The Blowout, for those of you unfamiliar, and I really don’t know how you could be, is a haircut where the owner appears to have exploded a large quantity of dynamite in the morning and then decided to leave the house without touching the hair.

I don’t know how this started, but I pray to god that it will one day stop. I don’t know how the first person that walked into the barbershop described this haircut.

“Hey yo, Barber man, you check this out. I want like, a haircut, but don’t like, don’t cut too much offs, ya know, and then take like, all the hair gels you got and make it look like I’m being sucked into the sky by like, a spaceship or some shit. Word?”

But while I never engaged in any hair gelling that made my noggin look like the wrong end of a turnip, I did use more than my share of hair gel.

In fact my love of hair gel was so profound that one year for Easter my mother bought me a VAT of hair gel. I’m not sure what the corollary was between Jesus rising from the dead and a “strong hold and lustrous shine” but I will gladly admit that having that much gel was completely unnecessary.

It was no less than 64 houses of bright yellow goo. It was the kind of jar you might have reached for had you been looking for some industrial coolant.

There was no spout, no nozzle, just a lid, which unscrewed allowing me to put my entire hand into and scoop out as much yellow confidence builder as I needed.

Never one for moderation, this made this activity the equivalent applying a glob of axle grease to lube up a jet turbine.

And my head may resemble many things, but “jet turbine” is one I have readily tried to avoid.

I think my mother and I can agree that was a mistake on both of our parts.

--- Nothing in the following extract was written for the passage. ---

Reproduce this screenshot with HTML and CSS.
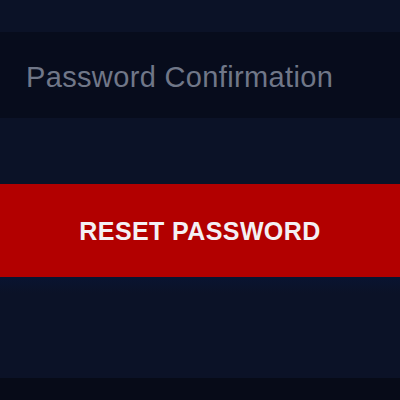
FILE: index.html
```html
<!DOCTYPE html>
<html>
<head>
<meta charset="utf-8">
<link rel="stylesheet" href="styles.css">
</head>
<body>
<div class="page">
  <div class="top-gap"></div>
  <div class="field"><span class="placeholder">Password Confirmation</span></div>
  <div class="mid-gap"></div>
  <button class="reset-btn">RESET PASSWORD</button>
  <div class="bottom-gap"></div>
  <div class="footer-strip"></div>
</div>
</body>
</html>
```
FILE: styles.css
```css
html, body {
  margin: 0;
  padding: 0;
  background: #0b1227;
}
.page {
  width: 400px;
  height: 400px;
  display: flex;
  flex-direction: column;
  font-family: "Liberation Sans", Arial, sans-serif;
}
.top-gap {
  height: 32px;
}
.field {
  height: 86px;
  background: #070c1c;
  display: flex;
  align-items: center;
  padding-left: 26px;
  box-sizing: border-box;
}
.placeholder {
  color: #707788;
  font-size: 29px;
  letter-spacing: 0.35px;
  margin-top: 4px;
}
.mid-gap {
  height: 66px;
}
.reset-btn {
  height: 93px;
  border: none;
  margin: 0;
  background: #b20000;
  color: #f4f0f4;
  font-family: "Liberation Sans", Arial, sans-serif;
  font-weight: bold;
  font-size: 25px;
  letter-spacing: 0.4px;
  padding: 2px 0 0 0;
  width: 400px;
  text-align: center;
}
.bottom-gap {
  height: 101px;
  background: linear-gradient(#091431 0px, #0b1227 16px, #0b1227 100%);
}
.footer-strip {
  flex: 1;
  background: #070b18;
}
```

But can you really blame me?

I mean how else was I supposed to make people like me? A good personality? Kindness? Please, everyone knows those things don’t work in your teen years.

But alas these days I keep the amount of hair product I use to a minimum. And I anticipate it staying like that. Unless of course I come across a Bible with a new take on Easter. Something like:

"On the third day Jesus rose from the dead… and his hair looked FABULOUS!"